La alegría aparece con la posesión de bienes, cuánto mayor y más noble es el bien mayor es la alegría, por eso el cristiano no puede sino estar alegre porque que bien hay mayor que el amor de Dios. El cristiano que ama a Dios y se sabe amado por él está alegre, no hay otra.
Por eso, el pecado produce tanta tristeza y sobre todo el pecado mortal, porque hemos decidido no amar a Dios, hemos perdido ese bien tan preciado que es Dios, y por eso también la confesión es el sacramento de la alegría porque en ella nos hacen el mayor regalo posible.
Sin embargo, aunque somos conscientes de ese amor tan grande hacia nosotros, a veces perdemos la alegría por cosas pequeñas, por cosas incluso un poco tontas. A veces nos hace enfadar o nos entristece que nuestro equipo no haya ganado un partido, que no haya para cenar lo que nos gusta, que las cosas no acaben de salir como queríamos… Pero en el fondo todo esto proviene de estar demasiado apegados a las cosas de este mundo olvidando lo que de verdad vale la pena. Es una forma de examinarse el preguntarse ¿qué es lo que me hace perder la alegría?, ¿cuál es la fuente de mi alegría?

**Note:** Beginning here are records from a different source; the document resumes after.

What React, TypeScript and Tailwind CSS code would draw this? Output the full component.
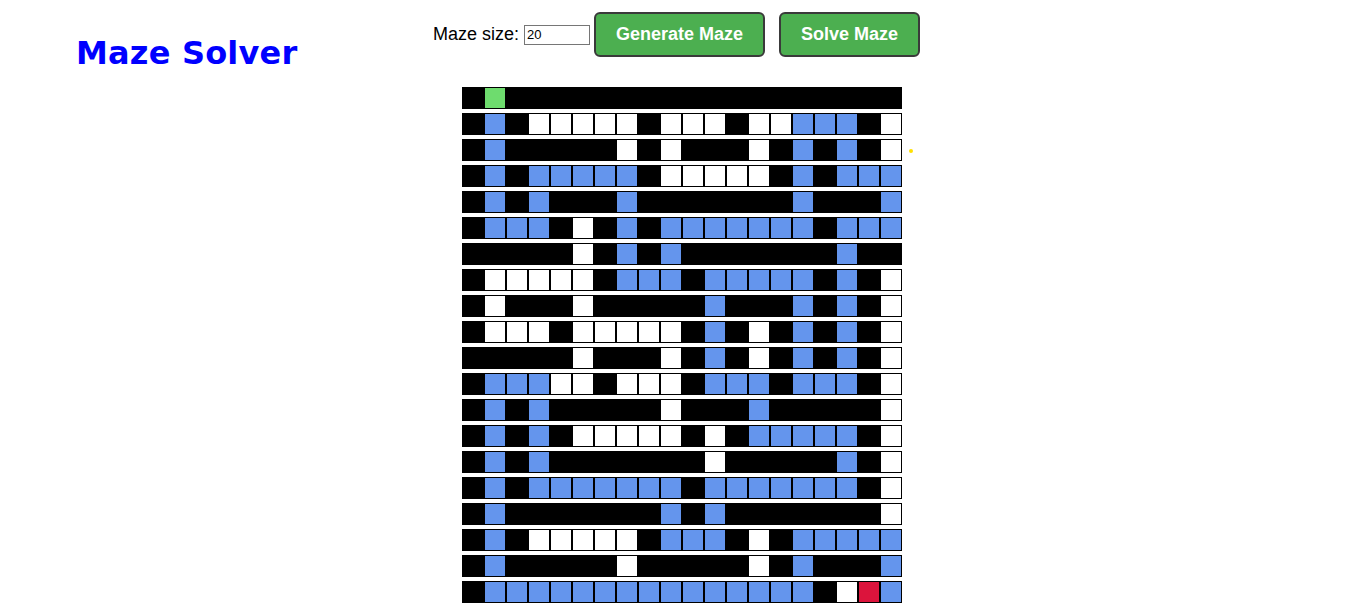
import React from 'react';

// '#' wall, '.' open, 'b' path, 'g' start, 'r' end
const maze = [
  '#g##################',
  '#b#.....#...#..bbb#.',
  '#b#####.#.###.#b#b#.',
  '#b#bbbbb#.....#b#bbb',
  '#b#b###b#######b###b',
  '#bbb#.#b#bbbbbbb#bbb',
  '#####.#b#b#######b##',
  '#.....#bbb#bbbbb#b#.',
  '#.###.#####b###b#b#.',
  '#...#.....#b#.#b#b#.',
  '#####.###.#b#.#b#b#.',
  '#bbb..#...#bbb#bbb#.',
  '#b#b#####.###b#####.',
  '#b#b#.....#.#bbbbb#.',
  '#b#b#######.#####b#.',
  '#b#bbbbbbb#bbbbbbb#.',
  '#b#######b#b#######.',
  '#b#.....#bbb#.#bbbbb',
  '#b#####.#####.#b###b',
  '#bbbbbbbbbbbbbbb#.rb',
];

const cellColor: Record<string, string> = {
  '#': 'bg-black',
  '.': 'bg-white',
  b: 'bg-[#6495ed]',
  g: 'bg-[#6edc6e]',
  r: 'bg-[#dc143c]',
};

function Cell({ kind }: { kind: string }) {
  return <div className={`w-[22px] h-[22px] border border-black ${cellColor[kind]}`} />;
}

export default function App() {
  return (
    <div className="min-h-screen bg-white font-['Liberation_Sans',Arial,sans-serif] text-black">
      {/* Header */}
      <div className="grid grid-cols-[1fr_auto_1fr] items-start">
        <h1 className="pl-[76px] pt-[34px] text-[32px] leading-[38px] font-bold text-[#0000ff] font-['DejaVu_Sans',sans-serif] tracking-[0.2px]">
          Maze Solver
        </h1>
        <div className="flex items-center pt-[12px] pr-[12px]">
          <label className="text-[18px] leading-[21px] mr-[5px]">Maze size:</label>
          <input
            type="text"
            defaultValue="20"
            className="w-[66px] h-[20px] border border-[#767676] px-[2px] text-[13px] font-['Liberation_Sans',Arial,sans-serif] outline-none"
          />
          <button className="ml-[4px] h-[45px] px-[20px] bg-[#4caf50] text-white text-[18px] font-bold border-2 border-[#3a3a3a] rounded-[6px]">
            Generate Maze
          </button>
          <button className="ml-[14px] h-[45px] px-[20px] bg-[#4caf50] text-white text-[18px] font-bold border-2 border-[#3a3a3a] rounded-[6px]">
            Solve Maze
          </button>
        </div>
        <div />
      </div>

      {/* Maze */}
      <div className="flex justify-center mt-[15px] pr-[1px]">
        <div className="flex flex-col gap-[4px]">
          {maze.map((row, r) => (
            <div key={r} className="relative flex">
              {row.split('').map((c, i) => (
                <Cell key={i} kind={c} />
              ))}
              {r === 2 && (
                <div className="absolute left-[447px] top-[10px] w-[4px] h-[4px] rounded-full bg-[#ffe000]" />
              )}
            </div>
          ))}
        </div>
      </div>
    </div>
  );
}
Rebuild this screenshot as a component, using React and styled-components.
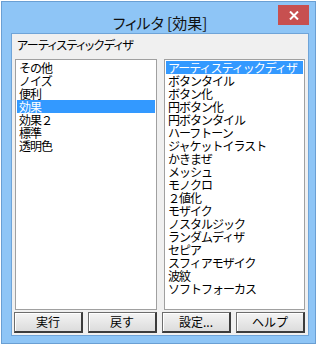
import React from "react";
import styled, { createGlobalStyle } from "styled-components";

const categories = ["その他", "ノイズ", "便利", "効果", "効果２", "標準", "透明色"];
const effects = [
  "アーティスティックディザ",
  "ボタンタイル",
  "ボタン化",
  "円ボタン化",
  "円ボタンタイル",
  "ハーフトーン",
  "ジャケットイラスト",
  "かきまぜ",
  "メッシュ",
  "モノクロ",
  "２値化",
  "モザイク",
  "ノスタルジック",
  "ランダムディザ",
  "セピア",
  "スフィアモザイク",
  "波紋",
  "ソフトフォーカス",
];
const buttons = ["実行", "戻す", "設定...", "ヘルプ"];

export default function App() {
  return (
    <>
      <GlobalStyle />
      <Window>
        <TitleBar>
          <span />
          <Title>フィルタ [効果]</Title>
          <CloseButton aria-label="close">
            <svg width="10" height="9" viewBox="0 0 10 9">
              <path d="M1 0.5 L9 8.5 M9 0.5 L1 8.5" stroke="#fff" strokeWidth="2" />
            </svg>
          </CloseButton>
        </TitleBar>
        <Client>
          <Caption>アーティスティックディザ</Caption>
          <Lists>
            <ListBox>
              {categories.map((item) => (
                <Row key={item} $selected={item === "効果"}>
                  {item}
                </Row>
              ))}
            </ListBox>
            <ListBox>
              {effects.map((item, i) => (
                <Row key={item} $selected={i === 0}>
                  {item}
                </Row>
              ))}
            </ListBox>
          </Lists>
          <ButtonRow>
            {buttons.map((label) => (
              <Button key={label}>{label}</Button>
            ))}
          </ButtonRow>
        </Client>
      </Window>
    </>
  );
}

const GlobalStyle = createGlobalStyle`
  body {
    margin: 0;
    background: #fff;
    font-family: "Noto Sans CJK JP", "Noto Sans", sans-serif;
  }
`;

const Window = styled.div`
  box-sizing: border-box;
  margin: 1px 0 0 1px;
  width: 315px;
  height: 343px;
  border: 1px solid #6a9fd3;
  background: #8ec5f6;
  padding: 0 6px 7px 9px;
  display: flex;
  flex-direction: column;
`;

const TitleBar = styled.div`
  height: 31px;
  display: grid;
  grid-template-columns: 1fr auto 1fr;
  align-items: start;
`;

const Title = styled.div`
  margin-top: 11px;
  font-size: 15px;
  line-height: 20px;
  color: #111;
  font-feature-settings: "palt";
  white-space: nowrap;
`;

const CloseButton = styled.div`
  justify-self: end;
  margin-top: 3px;
  width: 31px;
  height: 20px;
  background: #c75050;
  display: flex;
  align-items: center;
  justify-content: center;
`;

const Client = styled.div`
  flex: 1;
  border: 1px solid #6fa4d8;
  background: #f0f0f0;
  display: flex;
  flex-direction: column;
`;

const Caption = styled.div`
  margin: 4px 0 7px 5px;
  font-size: 12px;
  line-height: 14px;
  color: #000;
  font-feature-settings: "palt";
  letter-spacing: -0.6px;
  white-space: nowrap;
`;

const Lists = styled.div`
  margin-left: 3px;
  display: grid;
  grid-template-columns: 142px 141px;
  column-gap: 7px;
  height: 251px;
`;

const ListBox = styled.div`
  box-sizing: border-box;
  border: 1px solid #a0a0a0;
  padding: 1px;
  background: #fff;
  overflow: hidden;
`;

const Row = styled.div`
  height: 13px;
  line-height: 13px;
  padding-left: 2px;
  font-size: 12px;
  letter-spacing: -1px;
  white-space: nowrap;
  color: ${(p) => (p.$selected ? "#fff" : "#000")};
  background: ${(p) => (p.$selected ? "#3399ff" : "transparent")};
`;

const ButtonRow = styled.div`
  margin: 2px 0 0 2px;
  display: grid;
  grid-template-columns: repeat(4, 69px);
  column-gap: 5px;
`;

const Button = styled.div`
  box-sizing: border-box;
  height: 21px;
  border: 1px solid #6d6d6d;
  border-right: 2px solid #3c3c3c;
  border-bottom: 2px solid #3c3c3c;
  background: linear-gradient(#f4f4f4, #dcdcdc);
  box-shadow: inset 1px 1px 0 #fff;
  font-size: 12px;
  line-height: 18px;
  text-align: center;
  color: #000;
`;
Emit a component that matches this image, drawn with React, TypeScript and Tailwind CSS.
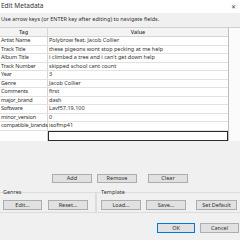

Porque además la alegría es sumamente apostólica, un cristiano que no esté alegre no será capaz de mover a nadie, las caras largas no convencen, porque lo que transmiten es que ser cristiano no vale la pena, que es una vida dura y triste, llena de prohibiciones. En cambio una cristiano alegre hace que las personas a su alrededor quieran conocer que es lo que le da esa alegría, todo el mundo quiere estar alegre y por eso basta con ver a una persona que lo ha conseguido para que uno se vea urgido a buscar la fuente de su felicidad.
Termino con unas palabras de San Pablo, el gran apóstol: “Alegraos siempre en el Señor, de nuevo os digo, alegraos” (Flp 4, 4).